Summary: Acts 5 gives us two cases where the church faced hardship. One was internal and the other was external. Both were used by God for the good of the church. How can that happen for us today?
(Read Acts 5 with slides)
What does it take to ruin a church? What does it take to stop God?
Acts 5 gives us two stories about threats to the church, one from the inside and the other from the outside.
First. The threat from the inside produced two deaths and great fear upon the whole church. Now, wouldn’t you think that two sudden deaths and great fear might have at least caused a down time on the churches growth? O contraire! Look at verse 14 again: And all the more believers in the Lord, multitudes of men and women, were constantly added to their number. Just imagine their parking problem! It looks like they didn’t sit down when they met in the temple courts. They didn't have folding chairs back then. And where did the Bible classes meet? How did they pass the Lord's Supper and collection plate? It appears that a lot of their worship and fellowship took place in the house to house meetings. The temple court meetings appear from the examples we have, to be evangelistic in nature (Acts 3 – Peter and John speak to the crowds, here in Acts 5:19-21, 25) . Whatever. The story of Ananias and Sapphira show us that in the difficult experiences where they obeyed God, these only served to strengthen and grow the church, not harm her. We need to think about this.
What does it take to ruin a church? Believe it or not, some of the very things we might think would be bad for the church, God works though for her good. Rebuking those in error, calling those who fall into sexual immorality or worldliness or other spiritual darkness to repent and disciplining those that reject God's instructions with biblical discipline, these are difficult things for us to follow today. But they are what God tells us to do. What might have happened if Ananias and Sapphira had been allowed to go forward with their deception and nothing was ever said or done about it? What effect might that have had on the future of the church there? Babies need more special care early on than when they grow up. God's sudden and fatal action demonstrates His deep care for the infant church at Jerusalem. As the church grows and spreads and matures God's instructions to the church are to handle discipline themselves, so that they do not fall under God's sever judgment. See 1 Corinthians 11:27-31.

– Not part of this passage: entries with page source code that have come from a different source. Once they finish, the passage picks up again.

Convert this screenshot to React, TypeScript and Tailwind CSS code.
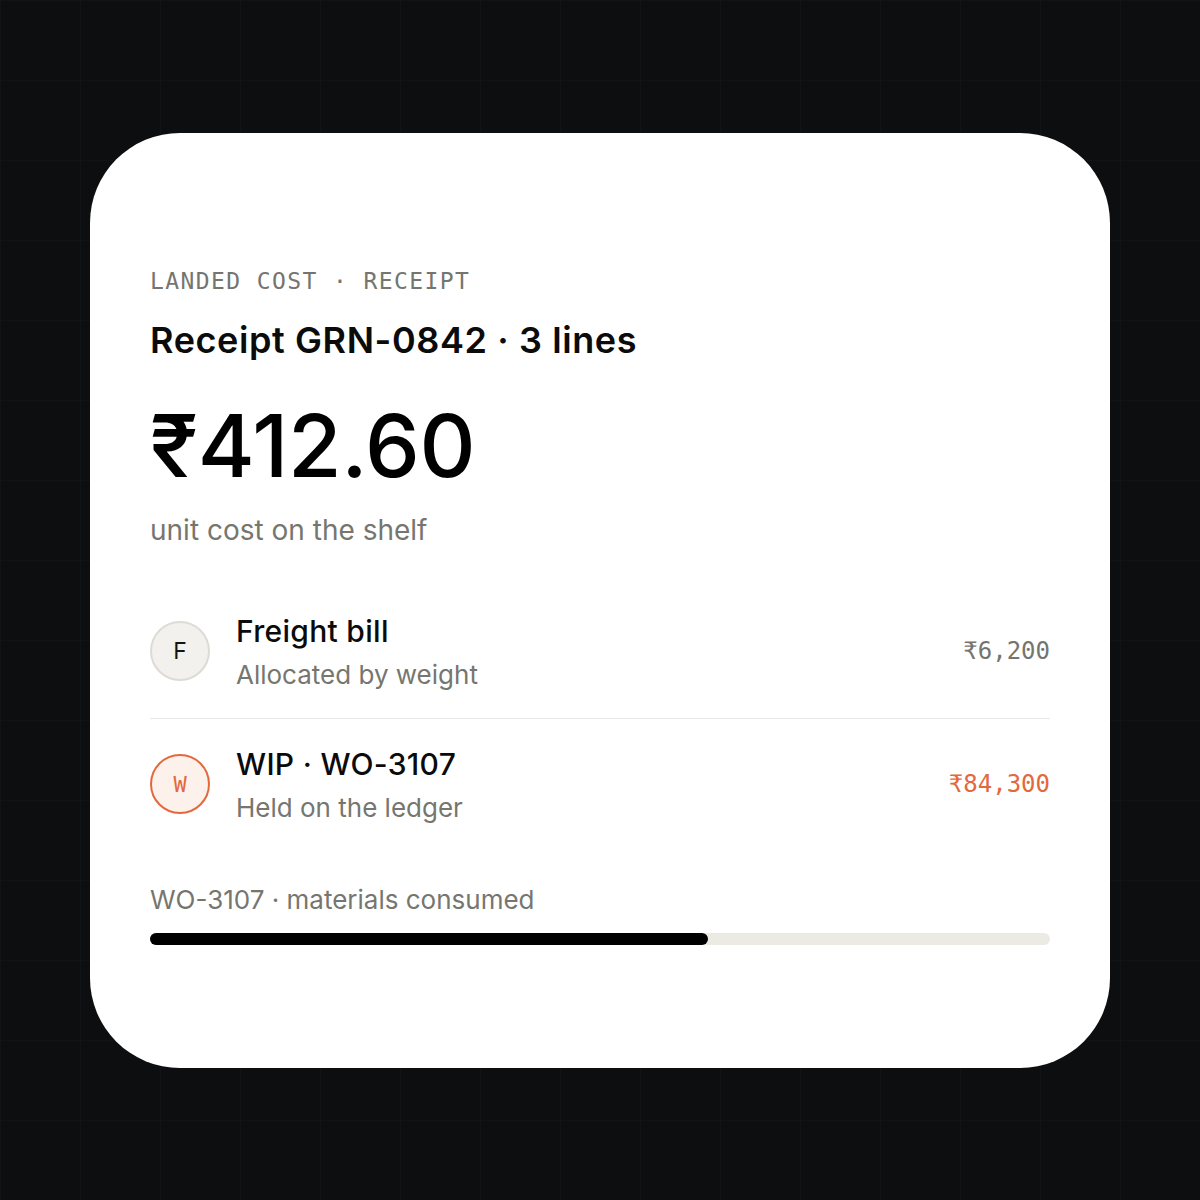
import { useState } from 'react'

interface Line {
  id: string
  initial: string
  title: string
  note: string
  amount: string
  accent?: boolean
}

const lines: Line[] = [
  {
    id: 'freight',
    initial: 'F',
    title: 'Freight bill',
    note: 'Allocated by weight',
    amount: '₹6,200',
  },
  {
    id: 'wip',
    initial: 'W',
    title: 'WIP · WO-3107',
    note: 'Held on the ledger',
    amount: '₹84,300',
    accent: true,
  },
]

const sans = "font-['Inter','Noto_Sans',sans-serif]"
const mono = "font-['DejaVu_Sans_Mono','Liberation_Mono',monospace]"

export default function App() {
  const [consumed] = useState(62)

  return (
    <div
      className={`min-h-[1200px] w-full flex items-center justify-center bg-[#0d0e10] bg-[linear-gradient(to_right,#121316_1px,transparent_1px),linear-gradient(to_bottom,#121316_1px,transparent_1px)] bg-[size:80px_80px] ${sans}`}
    >
      <div className="w-[1020px] h-[935px] rounded-[90px] bg-white px-[60px] pt-[133px]">
        <p className={`${mono} text-[23px] leading-[30px] tracking-[1.4px] text-[#75756f]`}>
          LANDED COST · RECEIPT
        </p>
        <h1 className="mt-[22px] text-[36px] leading-[44px] font-semibold tracking-[0.6px] text-[#0b0b0b]">
          Receipt GRN-0842 · 3 lines
        </h1>
        <div className="mt-[34px] text-[87px] leading-[100px] font-medium tracking-[-0.3px] text-black">
          ₹412.60
        </div>
        <p className="mt-[17px] text-[28px] leading-[34px] text-[#76766f]">
          unit cost on the shelf
        </p>

        <ul className="mt-[65px]">
          {lines.map((line, i) => (
            <li
              key={line.id}
              className={`flex items-center justify-between py-[26px] ${
                i > 0 ? 'border-t border-[#e9e8e4]' : 'pt-0 pb-[27px]'
              }`}
            >
              <div className="flex items-center gap-[26px]">
                <div
                  className={`w-[60px] h-[60px] rounded-full border-2 flex items-center justify-center ${
                    line.accent
                      ? `${mono} text-[22px] border-[#e3683d] bg-[#fdf1eb] text-[#e3683d]`
                      : 'text-[23px] border-[#dcdbd6] bg-[#f2f1ed] text-[#141414]'
                  }`}
                >
                  {line.initial}
                </div>
                <div className="flex flex-col">
                  <span className="text-[30px] leading-[38px] font-medium tracking-[0.3px] text-[#0b0b0b]">
                    {line.title}
                  </span>
                  <span className="mt-[9px] text-[26px] leading-[32px] text-[#76766f]">
                    {line.note}
                  </span>
                </div>
              </div>
              <span
                className={`${mono} text-[24px] ${
                  line.accent ? 'text-[#e3683d]' : 'text-[#75756f]'
                }`}
              >
                {line.amount}
              </span>
            </li>
          ))}
        </ul>

        <p className="mt-[33px] text-[26px] leading-[34px] text-[#76766f]">
          WO-3107 · materials consumed
        </p>
        <div className="mt-[16px] h-[12px] w-full rounded-full bg-[#ebeae3]">
          <div className="h-full rounded-full bg-black" style={{ width: `${consumed}%` }} />
        </div>
      </div>
    </div>
  )
}
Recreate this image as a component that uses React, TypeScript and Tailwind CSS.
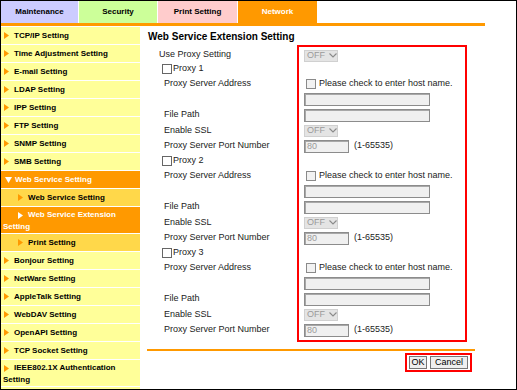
import React from 'react';

const ORANGE = '#ff9900';

type NavKind = 'top' | 'open' | 'sub' | 'active';

const navItems: { label: React.ReactNode; kind: NavKind; tall?: boolean }[] = [
  { label: 'TCP/IP Setting', kind: 'top' },
  { label: 'Time Adjustment Setting', kind: 'top' },
  { label: 'E-mail Setting', kind: 'top' },
  { label: 'LDAP Setting', kind: 'top' },
  { label: 'IPP Setting', kind: 'top' },
  { label: 'FTP Setting', kind: 'top' },
  { label: 'SNMP Setting', kind: 'top' },
  { label: 'SMB Setting', kind: 'top' },
  { label: 'Web Service Setting', kind: 'open' },
  { label: 'Web Service Setting', kind: 'sub' },
  { label: 'Web Service Extension', kind: 'active', tall: true },
  { label: 'Print Setting', kind: 'sub' },
  { label: 'Bonjour Setting', kind: 'top' },
  { label: 'NetWare Setting', kind: 'top' },
  { label: 'AppleTalk Setting', kind: 'top' },
  { label: 'WebDAV Setting', kind: 'top' },
  { label: 'OpenAPI Setting', kind: 'top' },
  { label: 'TCP Socket Setting', kind: 'top' },
  { label: 'IEEE802.1X Authentication', kind: 'top', tall: true },
];

function Arrow({ color }: { color: string }) {
  return (
    <svg width="5" height="7" viewBox="0 0 5 7" className="shrink-0 inline-block">
      <path d="M0 0L5 3.5L0 7Z" fill={color} />
    </svg>
  );
}

function NavItem({ label, kind, tall }: { label: React.ReactNode; kind: NavKind; tall?: boolean }) {
  const bg = kind === 'open' || kind === 'active' ? 'bg-[#ff9900] text-white' : kind === 'sub' ? 'bg-[#ffd84a] text-black' : 'bg-[#ffff99] text-black';
  const indent = kind === 'sub' || kind === 'active' ? 'pl-[17px]' : 'pl-[3px]';

  if (tall) {
    return (
      <div className={`${bg} h-[27px] border-b border-white pl-[2px] pt-[3px] leading-[10px]`}>
        <div className={`flex items-center ${kind === 'active' ? 'pl-[15px]' : 'pl-[1px]'} gap-[4px]`}>
          <Arrow color={kind === 'active' ? '#ffffff' : ORANGE} />
          <span className="ml-[1px]">{label}</span>
        </div>
        <div className="mt-[2px]">Setting</div>
      </div>
    );
  }

  return (
    <div className={`${bg} h-[18px] border-b border-white flex items-center ${indent}`}>
      {kind === 'open' ? (
        <svg width="7" height="6" viewBox="0 0 7 6" className="shrink-0 ml-[1px]">
          <path d="M0 0L7 0L3.5 6Z" fill="#ffffff" />
        </svg>
      ) : (
        <Arrow color={kind === 'active' ? '#ffffff' : ORANGE} />
      )}
      <span className={kind === 'open' ? 'ml-[3px]' : 'ml-[5px]'}>{label}</span>
    </div>
  );
}

function Select() {
  return (
    <div className="w-[34px] h-[12px] bg-[#e4e4e4] border border-[#d0d0d0] flex items-center pl-[2px] text-[#9a9a9a] leading-none">
      <span>OFF</span>
      <svg width="8" height="5" viewBox="0 0 8 5" className="ml-[4px]">
        <path d="M0.5 0.5L4 4L7.5 0.5" fill="none" stroke="#8a8a8a" strokeWidth="1.1" />
      </svg>
    </div>
  );
}

function TextBox({ w, value }: { w: string; value?: string }) {
  return (
    <div className={`${w} h-[13px] bg-[#f0f0f0] border border-[#8c8c8c] shadow-[inset_1px_1px_0_#a8a8a8] text-[#9a9a9a] leading-[11px] pl-[2px]`}>
      {value}
    </div>
  );
}

function Check({ light }: { light?: boolean }) {
  return (
    <span
      className={`inline-block shrink-0 w-[10px] h-[10px] border ${light ? 'border-[#8a8a8a] bg-[#f2f2f2]' : 'border-[#666] bg-white'}`}
    />
  );
}

const rowH = [15, 14, 15, 16, 16, 15, 16, 14, 15, 16, 16, 15, 16, 14, 15, 16, 16, 15, 16];

export default function App() {
  const labels: React.ReactNode[] = [<span className="pl-[12px]">Use Proxy Setting</span>];
  const fields: React.ReactNode[] = [<div className="pl-[5px] pt-[2px]"><Select /></div>];

  [1, 2, 3].forEach((n) => {
    labels.push(
      <span className="pl-[15px] flex items-center">
        <Check />
        <span className="ml-[1px]">Proxy {n}</span>
      </span>
    );
    fields.push(null);
    labels.push(<span className="pl-[17px]">Proxy Server Address</span>);
    fields.push(
      <div className="pl-[7px] flex items-center gap-[3px]">
        <Check light />
        <span className="text-[#222]">Please check to enter host name.</span>
      </div>
    );
    labels.push(null);
    fields.push(<div className="pl-[5px]"><TextBox w="w-[126px]" /></div>);
    labels.push(<span className="pl-[17px]">File Path</span>);
    fields.push(<div className="pl-[5px]"><TextBox w="w-[126px]" /></div>);
    labels.push(<span className="pl-[17px]">Enable SSL</span>);
    fields.push(<div className="pl-[5px]"><Select /></div>);
    labels.push(<span className="pl-[17px]">Proxy Server Port Number</span>);
    fields.push(
      <div className="pl-[5px] flex items-center">
        <TextBox w="w-[45px]" value="80" />
        <span className="ml-[5px] text-[#222]">(1-65535)</span>
      </div>
    );
  });

  return (
    <div className="w-[517px] h-[390px] border border-black bg-white overflow-hidden font-['Liberation_Sans',Arial,sans-serif]">
      <div className="flex gap-[1px] h-[22px] text-[8px] font-bold">
        <div className="w-[77px] bg-[#ccccff] flex items-center justify-center">Maintenance</div>
        <div className="w-[78px] bg-[#ccff99] flex items-center justify-center">Security</div>
        <div className="w-[79px] bg-[#ffcccc] flex items-center justify-center">Print Setting</div>
        <div className="w-[79px] bg-[#ff9900] text-white flex items-center justify-center">Network</div>
      </div>
      <div className="h-[3px] w-[484px] bg-[#ff9900]" />

      <div className="flex mt-[1px] h-[362px]">
        <nav className="w-[139px] bg-[#ffff99] text-[8px] font-bold">
          {navItems.map((it, i) => (
            <NavItem key={i} {...it} />
          ))}
        </nav>

        <main className="ml-[7px] w-[328px] text-[9px] text-[#222]">
          <h1 className="ml-[1px] mt-[4px] h-[14px] leading-[12px] text-[10px] font-bold text-black">
            Web Service Extension Setting
          </h1>

          <div className="flex">
            <div className="w-[150px] pt-[2px]">
              {labels.map((l, i) => (
                <div key={i} style={{ height: rowH[i] }} className="flex items-center">
                  {l}
                </div>
              ))}
            </div>
            <div className="w-[170px] border-2 border-[#ff0000] pb-[2px]">
              {fields.map((f, i) => (
                <div key={i} style={{ height: rowH[i] }} className="flex items-center">
                  {f}
                </div>
              ))}
            </div>
          </div>

          <div className="mt-[7px] h-[2px] bg-[#ff9900]" />
          <div className="flex justify-end mt-[2px] mr-[3px]">
            <div className="border-2 border-[#ff0000] flex gap-[3px] px-[2px] py-[1px]">
              <button className="w-[18px] h-[13px] bg-[#efefef] border border-[#767676] text-black leading-none text-[9px]">OK</button>
              <button className="w-[38px] h-[13px] bg-[#efefef] border border-[#767676] text-black leading-none text-[9px]">Cancel</button>
            </div>
          </div>
        </main>
      </div>
    </div>
  );
}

What does it take to ruin a church? (Not the Body of Christ, mind you, which is undefeatable, but the local congregation, which IS vulnerable to apostasy). The Bible shows us how a local church can be ruined. All we need to do is stop following the guidance of the Holy Spirit. All we need to do is decide we know better than God does about how to run His church and begin to do things our own way instead of according to His word. All we need do is take out discipline and discipleship will be weakened and watered down and the church will be spoiled and ruined. The book of Revelation records where Jesus Christ Himself sent letters to seven local churches in Asia. It is there that we see that a local church can indeed be ruined. But we also learn that a church headed for ruin can repent and return. What would Jesus write to us here at Signal Mountain? In Revelation, Jesus gives clear, undeniable warnings to some churches that they are in trouble because they have not been following Him and keeping the faith. He tells the worst one of them, that they are like sickening water and that He is about to spew them out of His mouth. Yet, Jesus immediately follows that with these words. “Those I love I reprove and chasten, so be zealous and repent.” (Rev. 3:19) On the other hand, He also encourages at least two of the seven churches with assurance and hope because they are faithful and obedient.
When we look around us today, we can see that the church is still struggling with the issues of faithful obedience and the pull of the world and culture away from God’s clear instructions and guidance. The simple, yet profoundly wonderful greatest commandment of scripture continues to challenge us. Love the Lord our God with all our heart, soul, mind and strength. Love our neighbors as ourselves. Many things about us reveal our relationship with God and our hearts: The way we dress, talk, places we hang out, ways we entertain ourselves, how we spend our money and use our resources, how we worship, who we share fellowship with, what we look at, listen to, live for and love. What we fear. Believe it or not, for us to be Christian means that we must let Jesus be Lord and guide us in all of these areas of life.